I'd be very tempted to take him aside next time you see him and tell him he's a cranky, nasty, mean minded man.  On the other hand you could do nothing and just steer clear.  These sort of people are generally miserable unhappy sorts and  nothing good will come to him for behaving in this way.  What goes around comes around (I think that's the saying?)

Cranky man is right!  It sounds as though his behavior was far worse than the scuffle with the dogs and he should know better than to speak to anyone the way he spoke to you.  Ignore him and try to keep Jack away from his dog.

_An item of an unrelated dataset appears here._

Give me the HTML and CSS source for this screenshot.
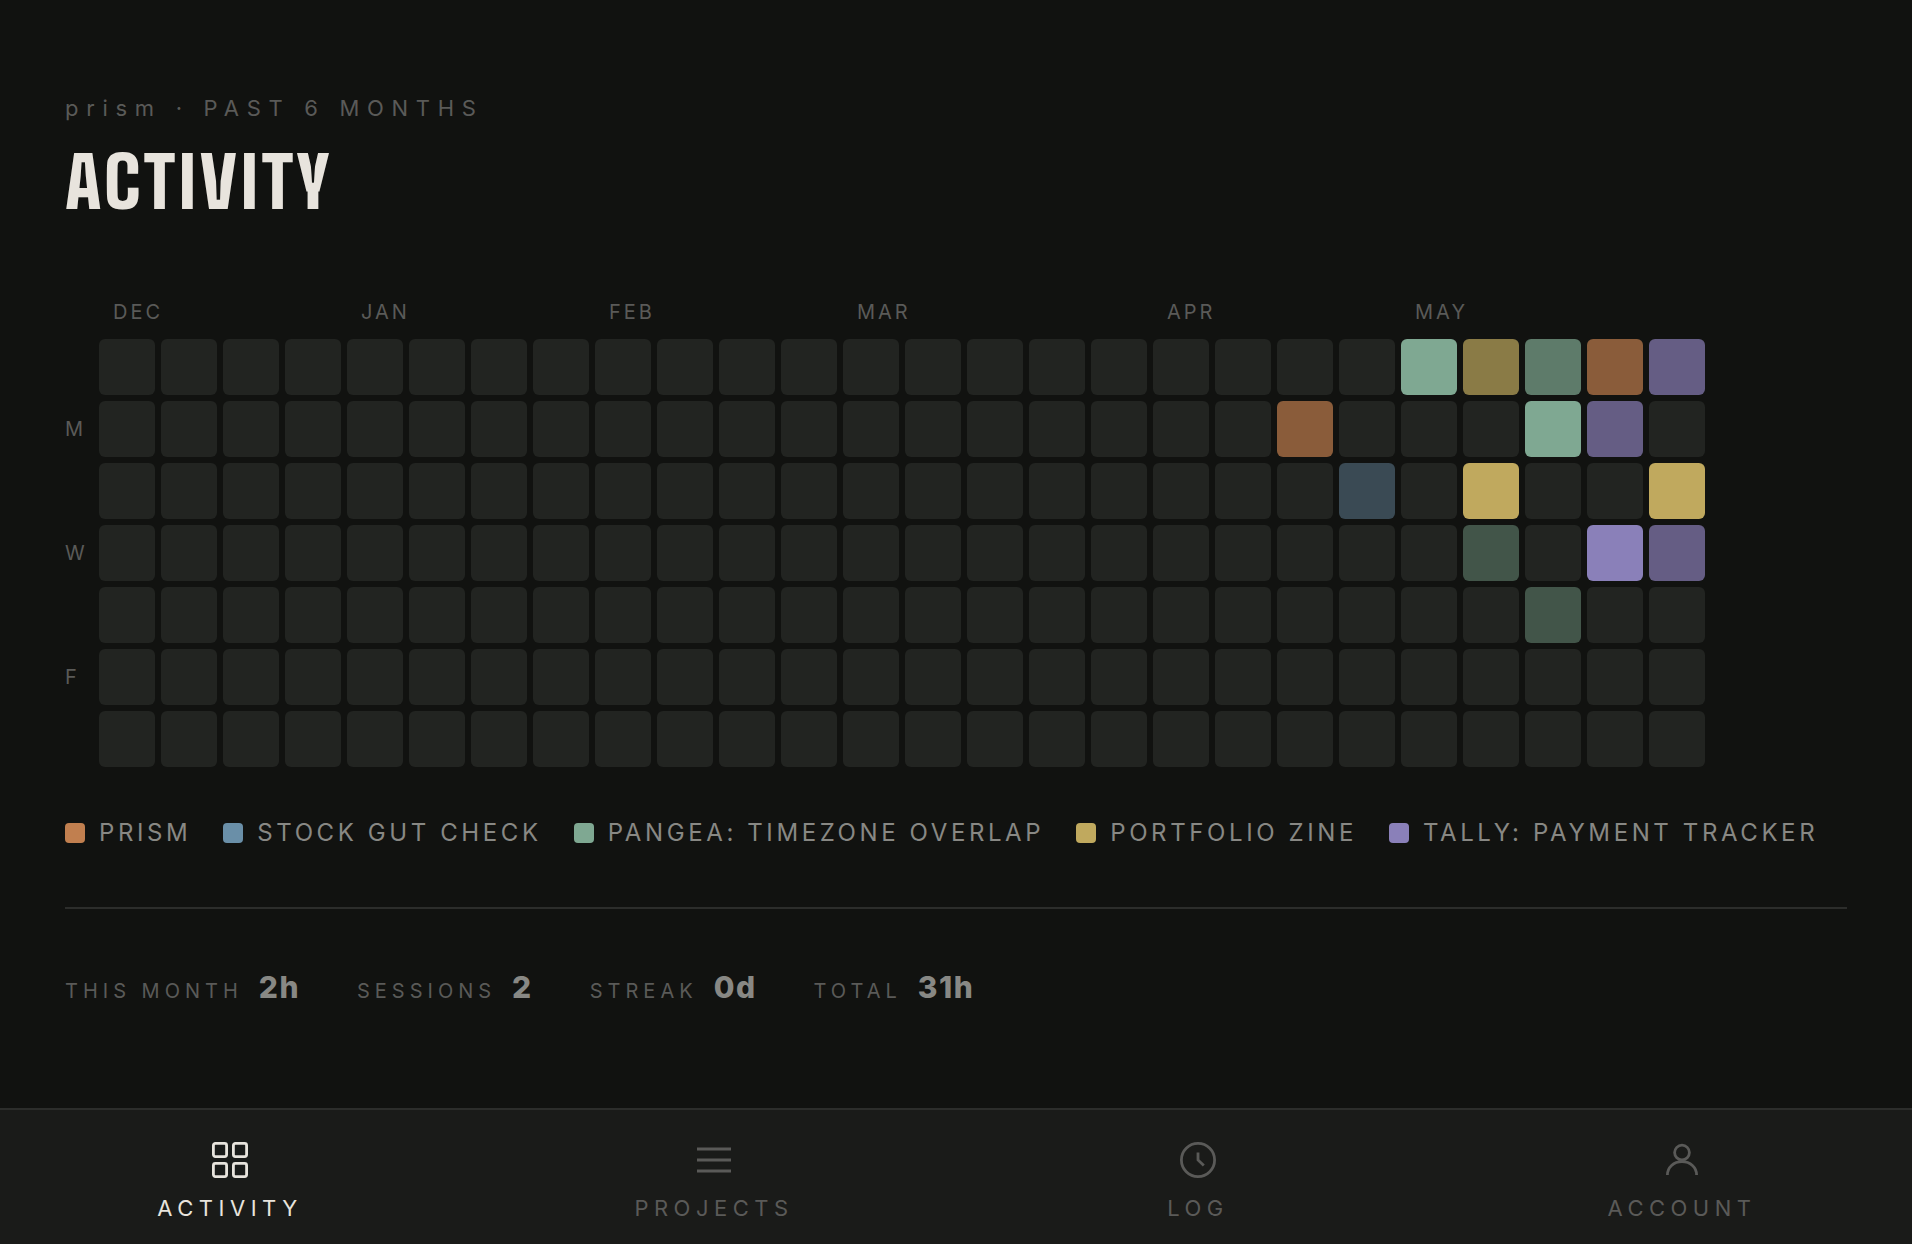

I dealt with a very cranky man in my business. He was a very good customer of the bank I work for. He would single me out and always complain about where I parked. Where I parked? Are you serious? I work there. He does NOT! I took it for several conversations. I usually just apologized but I continued to park where I wanted to. His point was......I was parking in the restaurants next door's parking space. Really it wasn't but it kind of looked like it. He said he was a business owner ( a little too haughty for me) and he really did not like it when people parked in his business's parking spaces when they were not his customers. I was very young (a LONG time ago) and I really think he saw me as an easy target. It was not until I stood up to him that he quit bothering me. I told him after he threatened to tell the owner of the bank on me and I quote "really? Well I have spoken with the restaurant's manager next door and they have NO problem with me parking there. In fact they told me I am their best customer and I can park ANYWHERE I want to". it was not until I stood up to him did he stop harassing me.seriously it was harassment.

Sounds like he is the one who can't play nice-brush it off and kudos for you for staying!

You have gotten lots of good advice. Ignore the old grump!